Since then, the company adjusted profits have been higher than reported profits AND the difference is £22m.
Observation 3: Staff Costs
One of their major cost is staff as this accounts for 35% since 2012.
Observation 4: Other external and operating charges
Another major cost is their obscured Other external and operating charges. Although little is known, this cost represents over 50% of revenue.
Observation 5: The power of adjusted profit and unadjusted profit vs. Valuation.
If you compare market capitalisation to adjusted operating profit and unadjusted operating profit, then the result is an illusion.
Shareholders thought they were investing for a reasonable valuation, instead, they ended up paying 40 times’ earnings.
At £28.4m mkt. cap. and management of adjusted profit of £3.5m, this value the business at 8 times. But reported profit is likely to fall into a net loss.
Observation 6: Keep your eye on changes to provisions in their balance sheet
One thing that caught my eye is the trend in WYG provisions reporting. Here is an illustration below:
In 2012, provisions reported in their balance sheet amounts to £26m and this has been steadily falling. Their last annual report saw provision fell to £3m.
Accounting for provision is simple:
If provisions decline from the previous year, the difference gets added as income in the profit and loss account.
If provisions rise, then it is an exceptional item and the difference is treated as an expense.
I can’t help but wonder that the decrease in provisions has increased WYG to report a profit. And it is no coincidence that when provisions have risen by £2m management are placing this blame on provisions.

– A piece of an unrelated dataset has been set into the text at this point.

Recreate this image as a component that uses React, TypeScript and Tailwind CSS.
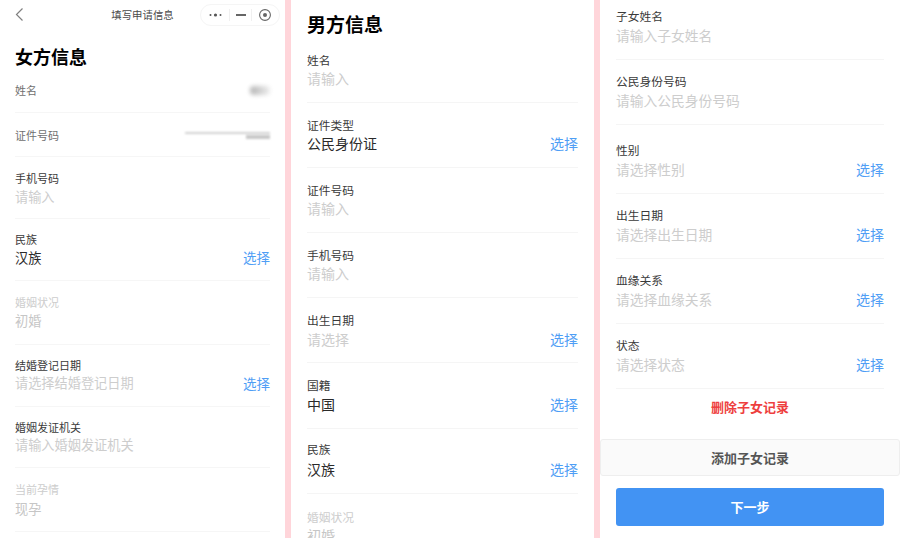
import React from "react";

const font = { fontFamily: '"Noto Sans CJK SC", "Noto Sans", sans-serif' };

type Kind = "placeholder" | "filled" | "disabled";

function valueColor(kind: Kind) {
  if (kind === "filled") return "text-[#2a2a2a]";
  if (kind === "disabled") return "text-[#c6c6c6]";
  return "text-[#cdcdcd]";
}

function SmallRow({
  box,
  valueBox = "h-[22px]",
  label,
  value,
  kind = "placeholder",
  pick,
}: {
  box: string;
  valueBox?: string;
  label: string;
  value: string;
  kind?: Kind;
  pick?: boolean;
}) {
  return (
    <div className={`mx-[15px] border-b border-[#f6f6f6] ${box}`}>
      <div className={`h-4 text-[11px] leading-4 ${kind === "disabled" ? "text-[#cdcdcd]" : "text-[#3a3a3a]"}`}>{label}</div>
      <div className={`flex items-center justify-between text-[13.2px] ${valueBox}`}>
        <span className={valueColor(kind)}>{value}</span>
        {pick && <span className="text-[13.5px] text-[#4f9ef5]">选择</span>}
      </div>
    </div>
  );
}

function BigRow({
  box = "h-[65px] pt-[14px]",
  valueBox = "h-[21px]",
  size = "text-[14px]",
  label,
  value,
  kind = "placeholder",
  pick,
}: {
  box?: string;
  valueBox?: string;
  size?: string;
  label: string;
  value: string;
  kind?: Kind;
  pick?: boolean;
}) {
  return (
    <div className={`border-b border-[#f5f5f5] ${box}`}>
      <div className={`h-4 text-[11.75px] leading-4 ${kind === "disabled" ? "text-[#cdcdcd]" : "text-[#3a3a3a]"}`}>{label}</div>
      <div className={`flex items-center justify-between ${size} ${valueBox}`}>
        <span className={valueColor(kind)}>{value}</span>
        {pick && <span className="text-[14px] text-[#4f9ef5]">选择</span>}
      </div>
    </div>
  );
}

export default function App() {
  return (
    <div className="flex h-[538px] w-[900px] overflow-hidden bg-[#ffd5da]" style={font}>
      <div className="h-full w-[285px] shrink-0 overflow-hidden bg-white">
        <div className="relative flex h-[30px] items-center justify-center text-[10.4px] text-[#4a4a4a]">
          <svg className="absolute left-[14px] top-[7px]" width="10" height="15" viewBox="0 0 10 15" fill="none" stroke="#808080" strokeWidth="1.2">
            <path d="M8.5 1.5 2.5 7.5 8.5 13.5" />
          </svg>
          <span>填写申请信息</span>
          <div className="absolute left-[200px] top-[4px] flex h-[22px] w-[80px] items-center justify-between rounded-full border border-[#f5f5f5] pl-[8px] pr-[7px]">
            <svg width="14" height="6" viewBox="0 0 14 6" fill="#555555">
              <circle cx="1.5" cy="3" r="1" />
              <circle cx="6.5" cy="3" r="1.6" />
              <circle cx="11.5" cy="3" r="1" />
            </svg>
            <div className="h-3 w-px bg-[#f0f0f0]" />
            <div className="h-[2px] w-[10px] bg-[#666666]" />
            <div className="h-3 w-px bg-[#f0f0f0]" />
            <svg width="14" height="14" viewBox="0 0 14 14" fill="none" stroke="#666666" strokeWidth="1.1">
              <circle cx="7" cy="7" r="5.4" />
              <circle cx="7" cy="7" r="2" fill="#666666" stroke="none" />
            </svg>
          </div>
        </div>
        <div className="h-[38px] px-[15px] pt-[15px]">
          <div className="h-[22px] text-[18px] font-bold leading-[22px] text-black">女方信息</div>
        </div>
        <div className="mx-[15px] flex h-[45px] items-center justify-between border-b border-[#f6f6f6] pt-[1px] text-[11px] text-[#707070]">
          <span>姓名</span>
          <div className="h-[9px] w-[20px] rounded-sm bg-linear-to-r from-[#b4b4b4] to-[#eeeeee] blur-[2px]" />
        </div>
        <div className="mx-[15px] flex h-[44px] items-center justify-between border-b border-[#f6f6f6] pt-[1px] text-[11px] text-[#707070]">
          <span>证件号码</span>
          <div className="flex w-[85px] flex-col items-end gap-[1px] blur-[1px]">
            <div className="h-[2px] w-[85px] bg-[#d2d2d2]" />
            <div className="h-[4px] w-[24px] bg-[#c8c8c8]" />
          </div>
        </div>
        <SmallRow box="h-[62px] pt-[13px]" label="手机号码" value="请输入" />
        <SmallRow box="h-[62px] pt-[12px]" valueBox="h-[21px]" label="民族" value="汉族" kind="filled" pick />
        <SmallRow box="h-[64px] pt-[13px]" label="婚姻状况" value="初婚" kind="disabled" />
        <SmallRow box="h-[62px] pt-[12px]" valueBox="h-[20px]" label="结婚登记日期" value="请选择结婚登记日期" pick />
        <SmallRow box="h-[61px] pt-[12px]" valueBox="h-[20px]" label="婚姻发证机关" value="请输入婚姻发证机关" />
        <SmallRow box="h-[64px] pt-[13px]" valueBox="h-[24px]" label="当前孕情" value="现孕" kind="disabled" />
      </div>

      <div className="ml-[6px] h-full w-[303px] shrink-0 overflow-hidden bg-white px-4">
        <div className="h-[38px] pt-[12px]">
          <div className="h-6 text-[19px] font-bold leading-6 text-black">男方信息</div>
        </div>
        <BigRow label="姓名" value="请输入" />
        <BigRow label="证件类型" value="公民身份证" kind="filled" pick />
        <BigRow label="证件号码" value="请输入" />
        <BigRow label="手机号码" value="请输入" />
        <BigRow label="出生日期" value="请选择" valueBox="h-[22px]" pick />
        <BigRow box="h-[66px] pt-[14px]" valueBox="h-[22px]" label="国籍" value="中国" kind="filled" pick />
        <BigRow box="h-[65px] pt-[12px]" valueBox="h-[24px]" label="民族" value="汉族" kind="filled" pick />
        <BigRow box="h-[65px] pt-[15px]" label="婚姻状况" value="初婚" kind="disabled" />
      </div>

      <div className="ml-[6px] h-full w-[300px] shrink-0 overflow-hidden bg-white">
        <div className="px-4">
          <BigRow box="h-[60px] pt-[8px]" valueBox="h-[22px]" size="text-[13.75px]" label="子女姓名" value="请输入子女姓名" />
          <BigRow box="h-[65px] pt-[13px]" valueBox="h-[22px]" size="text-[13.75px]" label="公民身份号码" value="请输入公民身份号码" />
          <BigRow box="h-[69px] pt-[17px]" valueBox="h-[22px]" size="text-[13.75px]" label="性别" value="请选择性别" pick />
          <BigRow box="h-[65px] pt-[13px]" valueBox="h-[22px]" size="text-[13.75px]" label="出生日期" value="请选择出生日期" pick />
          <BigRow box="h-[65px] pt-[13px]" valueBox="h-[22px]" size="text-[13.75px]" label="血缘关系" value="请选择血缘关系" pick />
          <BigRow box="h-[65px] pt-[13px]" valueBox="h-[22px]" size="text-[13.75px]" label="状态" value="请选择状态" pick />
          <div className="flex h-[35px] items-center justify-center text-[13px] font-bold text-[#ee3f3f]">删除子女记录</div>
        </div>
        <div className="mt-[15px] flex h-[37px] items-center justify-center rounded-[3px] border border-[#eeeeee] bg-[#fafafa] text-[13px] font-bold text-[#555555]">
          添加子女记录
        </div>
        <div className="mx-4 mt-[12px] flex h-[38px] items-center justify-center rounded-[3px] bg-[#4293f3] text-[13px] font-bold text-white">
          下一步
        </div>
      </div>
    </div>
  );
}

With provisions near record lows, there are fears this will begin to rise. If so, it will play havoc with the company’s share price.
Observation 7: The company is super volatile, in terms of market valuation and Turnover
Investors want stable and steady growth.
They don’t want to own stocks where in a matter of one day see it collapse by 30%-40%. WYG is a volatile business and in the past year, shareholders have lost a lot of money.
Below is a chart showing turnover and market capitalisation:
You get my point!
Observation 8: Raised £30m by issuing 64m new shares for 50 pence each
It helped to turn net debt from £29.2m into net funds of £24.2m. Now, seven years later, the company is forecasting net debt of £6m to £7m. So, how is this possible?
Didn’t the company make “adjusted profit” totalling £22m since 2012? So, why is net debt rising?
Observation 9: Capex and dividend
To answer the (above) question, it must be that WYG is paying out a hefty sum on dividends and net capital expenditure.
Surprisingly, net capital spending totals £24.4m and dividend paid was a measly £1.5m. This shouldn’t change WYG’s net funds of £24.2m too adversely.
The problem with adjusted profit is it adds back too many costs that are part of annual expenses and costs of doing business.
Observation 10: WYG went on a spending spree
Between the period 1997-2007, the company acquired 38 companies leaving it with a hefty debt burden. With high levels of borrowing, it did a debt for equity swap by converting £50m of debt into new shares.
Observation 11: Slater Investments is the biggest investor of WYG PLC
Mark Slater is a famous investor and runs the Slater investment funds. The fund owns 9.54m shares or 13%, as of 15th May 2017, either this will give investors some glimmer of hope we won’t know.
But, we do know this that everyone is fallible for a loss on investment. Just ask another great investor Warren Buffett.
Thoughts on WYG PLC
First, I want to list the most important factors which will affect WYG as an investment.
1). Provisions; – rising.
2). The use of adjusted profits; – misleading.
3). Weak business sector; – known for delays.
4). Thin margins; – nature of the business.
5). Rising net debt; – a concern, but shows the business lacks free cash flow generation features.
However, the 70% fall in share price makes it cheap, and would greatly stabilise the price for now. But, my concerns are the prospects of recovery and future share price appreciation. On that basis, I can’t see the shares rising meaning the probability of further falls is more likely than a rise.